Aim: Take the lines from the one with "Convert this screenshot" through the one with "const tabs = ['数字', '环形', '条形']", both ends kept, and reproduce them exactly without the pictures.
━━━━━ Raw records ━━━━━
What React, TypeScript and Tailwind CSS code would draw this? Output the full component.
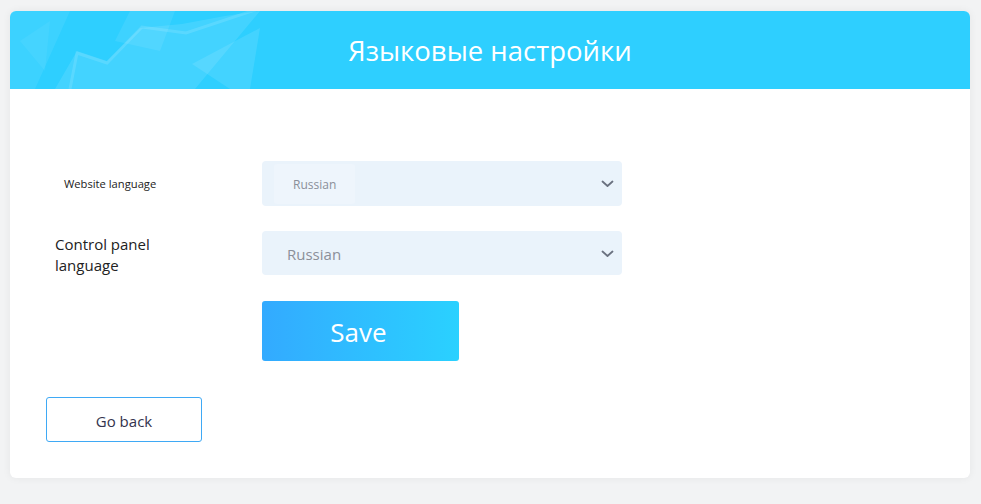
import React from "react";

function Chevron() {
  return (
    <svg width="13" height="8" viewBox="0 0 13 8" fill="none">
      <path d="M1.5 1.5 L6.5 6 L11.5 1.5" stroke="#6b7280" strokeWidth="1.8" strokeLinecap="round" strokeLinejoin="round" />
    </svg>
  );
}

export default function App() {
  return (
    <div className="min-h-[504px] w-full bg-[#f2f3f4] pt-[11px] px-[10px] pb-[27px]" style={{ fontFamily: '"Open Sans", "Noto Sans", sans-serif' }}>
      <div className="w-[960px] rounded-[6px] bg-white shadow-[0_0_8px_rgba(0,0,0,0.06)] overflow-hidden">
        <div className="relative h-[78px] bg-[#2ecfff] flex items-center justify-center">
          <svg className="absolute left-0 top-0" width="260" height="78" viewBox="0 0 260 78">
            <polygon points="0,0 60,0 25,78 0,78" fill="#ffffff" opacity="0.07" />
            <polygon points="45,78 67,40 97,50 130,17 172,13 215,5 250,0 185,78" fill="#ffffff" opacity="0.1" />
            <polygon points="120,0 165,0 150,40 105,30" fill="#ffffff" opacity="0.08" />
            <polygon points="182,53 250,17 240,78 220,78" fill="#ffffff" opacity="0.1" />
            <polygon points="10,30 40,10 35,60" fill="#ffffff" opacity="0.05" />
            <polyline points="60,78 67,42 97,52 132,16 176,22 248,-2" stroke="#ffffff" strokeOpacity="0.12" strokeWidth="3" fill="none" />
          </svg>
          <h1 className="relative text-white text-[27.5px] leading-none mt-[1px]">Языковые настройки</h1>
        </div>
        <div className="pt-[72px] pb-[36px]">
          <div className="flex items-center h-[45px]">
            <div className="w-[252px] pl-[54px] text-[11.2px] pt-[1px] text-[#222]">Website language</div>
            <div className="relative w-[360px] h-[45px] rounded-[4px] bg-[#eaf3fb] flex items-center">
              <div className="ml-[12px] h-[40px] px-[19px] pt-[2px] rounded-[3px] bg-[#eef5fc] flex items-center text-[12px] text-[#8a8f99]">Russian</div>
              <div className="absolute right-[8px] top-[19px]"><Chevron /></div>
            </div>
          </div>
          <div className="flex items-center h-[44px] mt-[25px]">
            <div className="w-[252px] pl-[45px] pt-[3px] text-[15px] leading-[21px] text-[#222]">Control panel<br />language</div>
            <div className="relative w-[360px] h-[44px] rounded-[4px] bg-[#eaf3fb] flex items-center">
              <div className="ml-[25px] pt-[3px] text-[15px] text-[#8a8f99]">Russian</div>
              <div className="absolute right-[8px] top-[19px]"><Chevron /></div>
            </div>
          </div>
          <div className="flex mt-[26px]">
            <div className="w-[252px]" />
            <button className="w-[197px] h-[60px] rounded-[3px] bg-gradient-to-r from-[#33aaff] to-[#2ad1ff] text-white text-[26px] flex items-center justify-center pt-[3px] pr-[4px]">Save</button>
          </div>
          <div className="mt-[36px] pl-[36px]">
            <button className="w-[156px] h-[45px] rounded-[3px] border border-[#3fa9f5] bg-white text-[15px] text-[#33334d] pt-[3px]">Go back</button>
          </div>
        </div>
      </div>
    </div>
  );
}
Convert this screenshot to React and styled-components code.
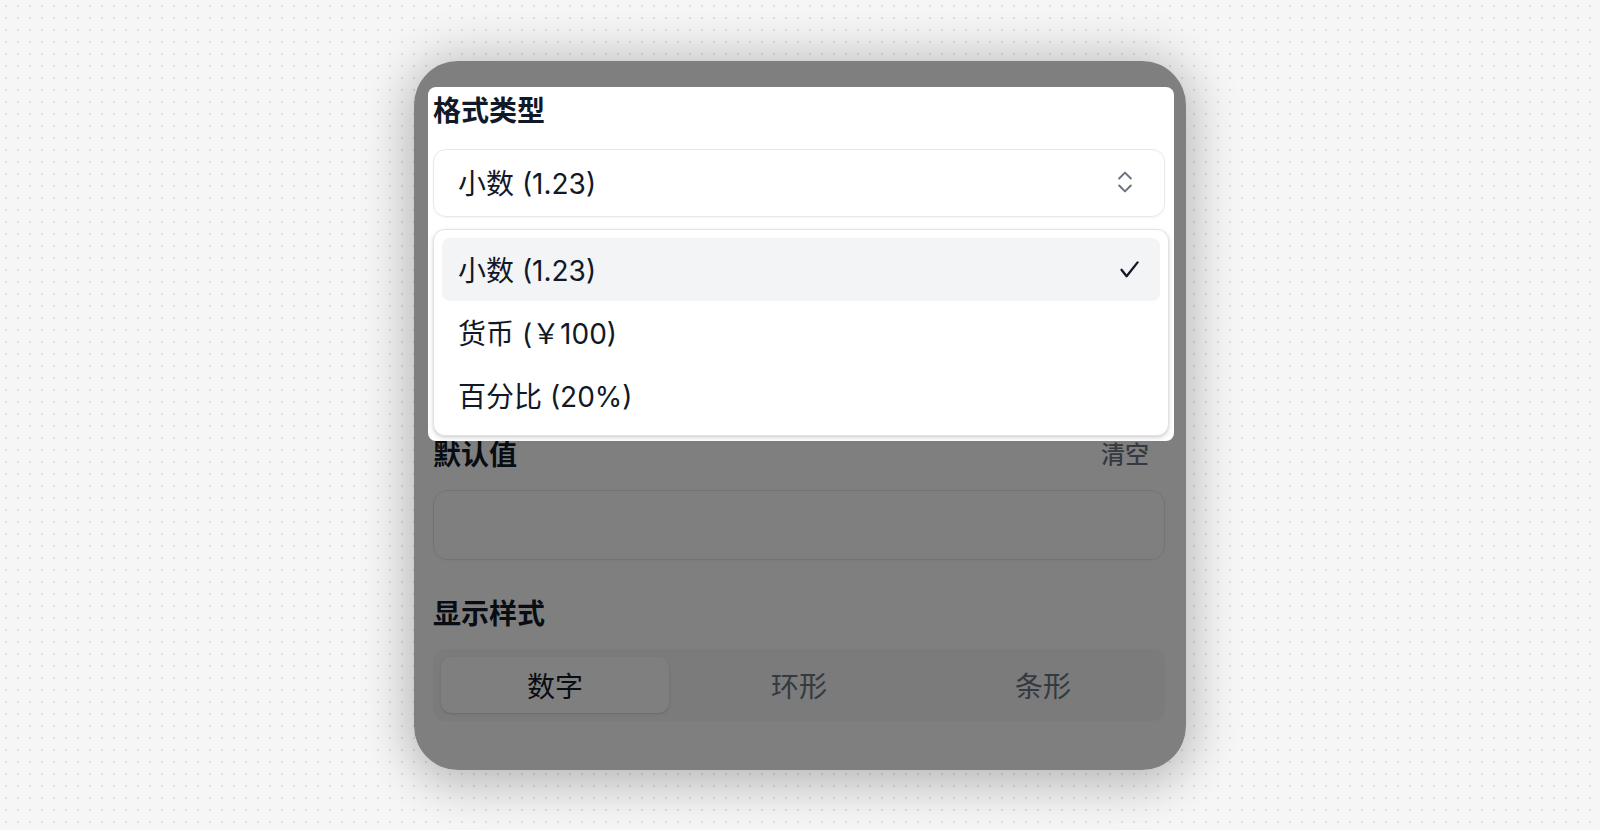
import React from 'react'
import styled, { createGlobalStyle } from 'styled-components'
import { ChevronsUpDown } from 'lucide-react'

const GlobalStyle = createGlobalStyle`
    body {
        margin: 0;
        background-color: #f6f6f6;
        background-image: radial-gradient(circle, #dedede 1px, transparent 1.4px);
        background-size: 12px 12px;
        font-family: Inter, "Noto Sans CJK SC", sans-serif;
    }
`

const options = [
    { label: '小数 (1.23)', selected: true },
    { label: '货币 (￥100)' },
    { label: '百分比 (20%)' },
]

const tabs = ['数字', '环形', '条形']

const App = () => (
    <Page>
        <GlobalStyle />
        <Card>
            <Spotlight>
                <Label>格式类型</Label>
                <SelectTrigger>
                    <span>小数 (1.23)</span>
                    <ChevronsUpDown size={28} strokeWidth={1.7} color="#6b7280" />
                </SelectTrigger>
                <Menu>
                    {options.map(opt => (
                        <Option key={opt.label} active={opt.selected}>
                            <span>{opt.label}</span>
                            {opt.selected && <CheckMark />}
                        </Option>
                    ))}
                </Menu>
            </Spotlight>

            <LabelRow>
                <Label lh={28}>默认值</Label>
                <ClearButton>清空</ClearButton>
            </LabelRow>
            <Input />

            <Label top={37} lh={34}>显示样式</Label>
            <Segmented>
                {tabs.map((t, i) => (
                    <Segment key={t} active={i === 0}>{t}</Segment>
                ))}
            </Segmented>

            <Overlay />
        </Card>
    </Page>
)

const CheckMark = () => (
    <svg width="19" height="17" viewBox="0 0 19 17" fill="none">
        <path d="M1.5 8.8 L6.6 15.2 L17.6 1.4" stroke="#111827" strokeWidth="2.3" strokeLinecap="round" strokeLinejoin="round" />
    </svg>
)

const Page = styled.div`
    min-height: 100vh;
    display: flex;
    align-items: center;
    justify-content: center;
`

const Card = styled.div`
    position: relative;
    width: 772px;
    box-sizing: border-box;
    padding: 26px 21px 49px 19px;
    background: #fff;
    border-radius: 44px;
    overflow: hidden;
    display: flex;
    flex-direction: column;
    box-shadow: 0 0 50px 6px rgba(0, 0, 0, 0.2), 0 20px 50px rgba(0, 0, 0, 0.1);
`

const Overlay = styled.div`
    position: absolute;
    inset: 0;
    background: rgba(0, 0, 0, 0.5);
    z-index: 1;
`

const Spotlight = styled.div`
    position: relative;
    z-index: 2;
    background: #fff;
    border-radius: 8px;
    margin: 0 -9px 0 -5px;
    padding: 4px 9px 5px 5px;
    display: flex;
    flex-direction: column;
`

const Label = styled.div`
    margin-top: ${p => p.top || 0}px;
    font-size: 28px;
    line-height: ${p => p.lh || 40}px;
    font-weight: 700;
    color: #111827;
`

const SelectTrigger = styled.div`
    margin-top: 18px;
    height: 68px;
    box-sizing: border-box;
    border: 1.5px solid #e7e8eb;
    border-radius: 13px;
    box-shadow: 0 1px 2px rgba(0, 0, 0, 0.05);
    padding: 0 25px 2px 24px;
    display: flex;
    align-items: center;
    justify-content: space-between;
    font-size: 28px;
    color: #111827;
`

const Menu = styled.div`
    margin: 12px -4px 0 0;
    border: 1px solid #e2e3e6;
    border-radius: 12px;
    padding: 8px;
    background: #fff;
    box-shadow: 0 2px 5px rgba(0, 0, 0, 0.14), 0 1px 2px rgba(0, 0, 0, 0.06);
    display: flex;
    flex-direction: column;
`

const Option = styled.div`
    height: 63px;
    box-sizing: border-box;
    padding: 0 21px 0 16px;
    border-radius: 8px;
    background: ${p => (p.active ? '#f3f4f6' : 'transparent')};
    display: flex;
    align-items: center;
    justify-content: space-between;
    font-size: 28px;
    color: #111827;
`

const LabelRow = styled.div`
    display: flex;
    align-items: center;
    justify-content: space-between;
`

const ClearButton = styled.button`
    border: none;
    background: none;
    padding: 0 16px;
    font-family: inherit;
    font-size: 24px;
    font-weight: 500;
    line-height: 28px;
    color: #6b7280;
`

const Input = styled.div`
    margin-top: 21px;
    height: 70px;
    box-sizing: border-box;
    border: 1.5px solid #e5e7eb;
    border-radius: 14px;
    box-shadow: 0 1px 2px rgba(0, 0, 0, 0.04);
`

const Segmented = styled.div`
    margin-top: 18px;
    padding: 8px;
    border-radius: 12px;
    background: #f6f6f7;
    display: grid;
    grid-template-columns: repeat(3, 1fr);
    gap: 16px;
`

const Segment = styled.div`
    height: 56px;
    border-radius: 10px;
    display: flex;
    align-items: center;
    justify-content: center;
    font-size: 28px;
    color: ${p => (p.active ? '#111827' : '#6b7280')};
    background: ${p => (p.active ? '#fff' : 'transparent')};
    box-shadow: ${p => (p.active ? '0 1px 3px rgba(0, 0, 0, 0.1), 0 1px 2px rgba(0, 0, 0, 0.06)' : 'none')};
`

export default App
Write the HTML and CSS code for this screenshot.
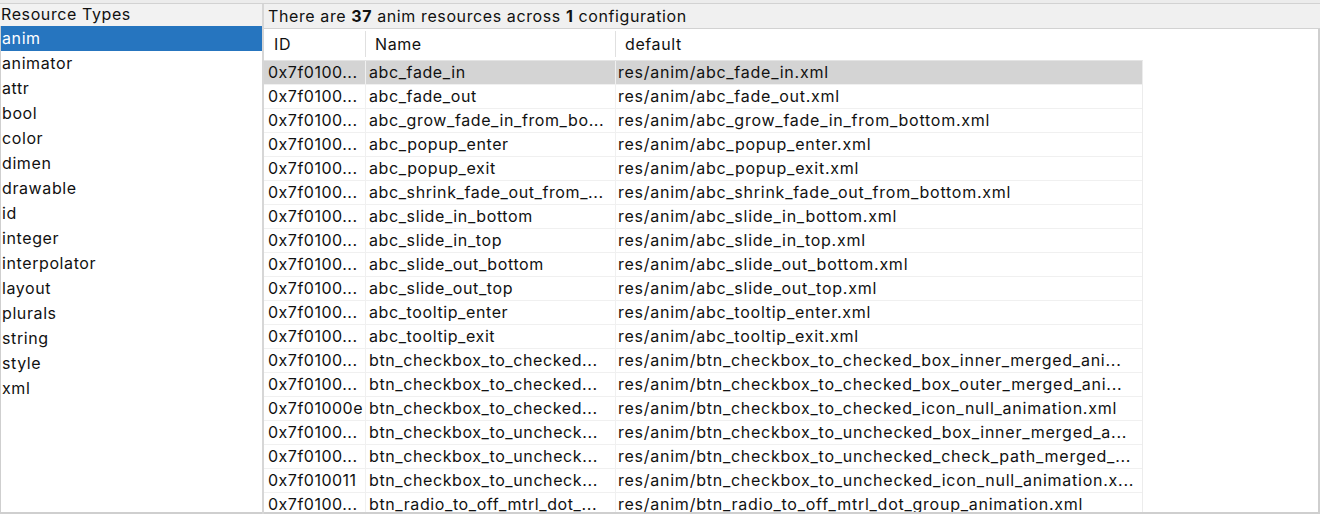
FILE: index.html
```html
<!DOCTYPE html>
<html>
<head>
<meta charset="utf-8">
<link rel="stylesheet" href="styles.css">
</head>
<body>
<div class="app">
  <div class="left">
    <div class="left-title">Resource Types</div>
    <ul class="types">
      <li class="sel">anim</li>
      <li>animator</li>
      <li>attr</li>
      <li>bool</li>
      <li>color</li>
      <li>dimen</li>
      <li>drawable</li>
      <li>id</li>
      <li>integer</li>
      <li>interpolator</li>
      <li>layout</li>
      <li>plurals</li>
      <li>string</li>
      <li>style</li>
      <li>xml</li>
    </ul>
  </div>
  <div class="splitter"></div>
  <div class="right">
    <div class="summary">There are <b>37</b> anim resources across <b>1</b> configuration</div>
    <div class="tablewrap">
      <div class="thead">
        <div class="th c-id">ID</div>
        <div class="th c-name">Name</div>
        <div class="th c-def">default</div>
      </div>
      <div class="tbody">
        <div class="tr sel"><div class="td c-id">0x7f0100...</div><div class="td c-name">abc_fade_in</div><div class="td c-def">res/anim/abc_fade_in.xml</div></div>
        <div class="tr"><div class="td c-id">0x7f0100...</div><div class="td c-name">abc_fade_out</div><div class="td c-def">res/anim/abc_fade_out.xml</div></div>
        <div class="tr"><div class="td c-id">0x7f0100...</div><div class="td c-name">abc_grow_fade_in_from_bo...</div><div class="td c-def">res/anim/abc_grow_fade_in_from_bottom.xml</div></div>
        <div class="tr"><div class="td c-id">0x7f0100...</div><div class="td c-name">abc_popup_enter</div><div class="td c-def">res/anim/abc_popup_enter.xml</div></div>
        <div class="tr"><div class="td c-id">0x7f0100...</div><div class="td c-name">abc_popup_exit</div><div class="td c-def">res/anim/abc_popup_exit.xml</div></div>
        <div class="tr"><div class="td c-id">0x7f0100...</div><div class="td c-name">abc_shrink_fade_out_from_...</div><div class="td c-def">res/anim/abc_shrink_fade_out_from_bottom.xml</div></div>
        <div class="tr"><div class="td c-id">0x7f0100...</div><div class="td c-name">abc_slide_in_bottom</div><div class="td c-def">res/anim/abc_slide_in_bottom.xml</div></div>
        <div class="tr"><div class="td c-id">0x7f0100...</div><div class="td c-name">abc_slide_in_top</div><div class="td c-def">res/anim/abc_slide_in_top.xml</div></div>
        <div class="tr"><div class="td c-id">0x7f0100...</div><div class="td c-name">abc_slide_out_bottom</div><div class="td c-def">res/anim/abc_slide_out_bottom.xml</div></div>
        <div class="tr"><div class="td c-id">0x7f0100...</div><div class="td c-name">abc_slide_out_top</div><div class="td c-def">res/anim/abc_slide_out_top.xml</div></div>
        <div class="tr"><div class="td c-id">0x7f0100...</div><div class="td c-name">abc_tooltip_enter</div><div class="td c-def">res/anim/abc_tooltip_enter.xml</div></div>
        <div class="tr"><div class="td c-id">0x7f0100...</div><div class="td c-name">abc_tooltip_exit</div><div class="td c-def">res/anim/abc_tooltip_exit.xml</div></div>
        <div class="tr"><div class="td c-id">0x7f0100...</div><div class="td c-name">btn_checkbox_to_checked...</div><div class="td c-def">res/anim/btn_checkbox_to_checked_box_inner_merged_ani...</div></div>
        <div class="tr"><div class="td c-id">0x7f0100...</div><div class="td c-name">btn_checkbox_to_checked...</div><div class="td c-def">res/anim/btn_checkbox_to_checked_box_outer_merged_ani...</div></div>
        <div class="tr"><div class="td c-id">0x7f01000e</div><div class="td c-name">btn_checkbox_to_checked...</div><div class="td c-def">res/anim/btn_checkbox_to_checked_icon_null_animation.xml</div></div>
        <div class="tr"><div class="td c-id">0x7f0100...</div><div class="td c-name">btn_checkbox_to_uncheck...</div><div class="td c-def">res/anim/btn_checkbox_to_unchecked_box_inner_merged_a...</div></div>
        <div class="tr"><div class="td c-id">0x7f0100...</div><div class="td c-name">btn_checkbox_to_uncheck...</div><div class="td c-def">res/anim/btn_checkbox_to_unchecked_check_path_merged_...</div></div>
        <div class="tr"><div class="td c-id">0x7f010011</div><div class="td c-name">btn_checkbox_to_uncheck...</div><div class="td c-def">res/anim/btn_checkbox_to_unchecked_icon_null_animation.x...</div></div>
        <div class="tr"><div class="td c-id">0x7f0100...</div><div class="td c-name">btn_radio_to_off_mtrl_dot_...</div><div class="td c-def">res/anim/btn_radio_to_off_mtrl_dot_group_animation.xml</div></div>
      </div>
    </div>
  </div>
</div>
</body>
</html>
```
FILE: styles.css
```css
* { box-sizing: border-box; }
html, body { margin: 0; padding: 0; }
body {
  width: 1320px;
  height: 514px;
  overflow: hidden;
  background: #ececec;
  font-family: Inter, "Liberation Sans", sans-serif;
  font-size: 16px;
  letter-spacing: 0.6px;
  color: #111;
}
.app {
  display: flex;
  height: 514px;
  padding-top: 3px;
}
.app > * { border-top: 1px solid #d2d2d2; }
.left {
  width: 262px;
  display: flex;
  flex-direction: column;
  background: #f2f2f2;
}
.left-title {
  height: 22px;
  line-height: 21px;
  padding-left: 1px;
  letter-spacing: 0.6px;
}
.types {
  flex: 1;
  list-style: none;
  margin: 0;
  padding: 0;
  background: #fff;
  border-left: 1px solid #cfcfcf;
  border-bottom: 2px solid #cfcfcf;
}
.types li {
  height: 25px;
  line-height: 25px;
  padding-left: 1px;
}
.types li.sel {
  background: #2675bf;
  color: #fff;
}
.splitter {
  width: 2px;
  background: #d6d6d6;
}
.right {
  flex: 1;
  display: flex;
  flex-direction: column;
  background: #f0f0f0;
}
.summary {
  height: 25px;
  line-height: 24px;
  padding-left: 4px;
  border-bottom: 1px solid #d2d2d2;
  white-space: nowrap;
}
.summary b { font-weight: 700; }
.tablewrap {
  flex: 1;
  background: #fff;
  border-right: 2px solid #cfcfcf;
  border-bottom: 2px solid #cfcfcf;
  overflow: hidden;
}
.thead {
  display: flex;
  height: 31px;
  align-items: stretch;
}
.th {
  position: relative;
  line-height: 31px;
  padding-left: 10px;
}
.thead .th + .th::before {
  content: "";
  position: absolute;
  left: 0;
  top: 2px;
  bottom: 3px;
  width: 1px;
  background: #e0e0e0;
}
.c-id { width: 101px; flex: none; }
.c-name { width: 250px; flex: none; }
.c-def { width: 528px; flex: none; }
.tbody {
  width: 879px;
  border-top: 1px solid #e4e4e4;
  border-right: 1px solid #ececec;
}
.tr {
  display: flex;
  height: 24px;
  border-bottom: 1px solid #f0f0f0;
}
.tr.sel { background: #d4d4d4; }
.td {
  line-height: 23px;
  white-space: nowrap;
  overflow: hidden;
}
.td + .td { border-left: 1px solid #f0f0f0; }
.tr .c-id { padding-left: 4px; letter-spacing: 0.5px; }
.tr .c-name { padding-left: 3px; }
.tr .c-def { padding-left: 2px; letter-spacing: 0.75px; }
```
━━━━━
Answer to the exercise:
Convert this screenshot to React and styled-components code.
import React from 'react'
import styled, { createGlobalStyle } from 'styled-components'
import { ChevronsUpDown } from 'lucide-react'

const GlobalStyle = createGlobalStyle`
    body {
        margin: 0;
        background-color: #f6f6f6;
        background-image: radial-gradient(circle, #dedede 1px, transparent 1.4px);
        background-size: 12px 12px;
        font-family: Inter, "Noto Sans CJK SC", sans-serif;
    }
`

const options = [
    { label: '小数 (1.23)', selected: true },
    { label: '货币 (￥100)' },
    { label: '百分比 (20%)' },
]

const tabs = ['数字', '环形', '条形']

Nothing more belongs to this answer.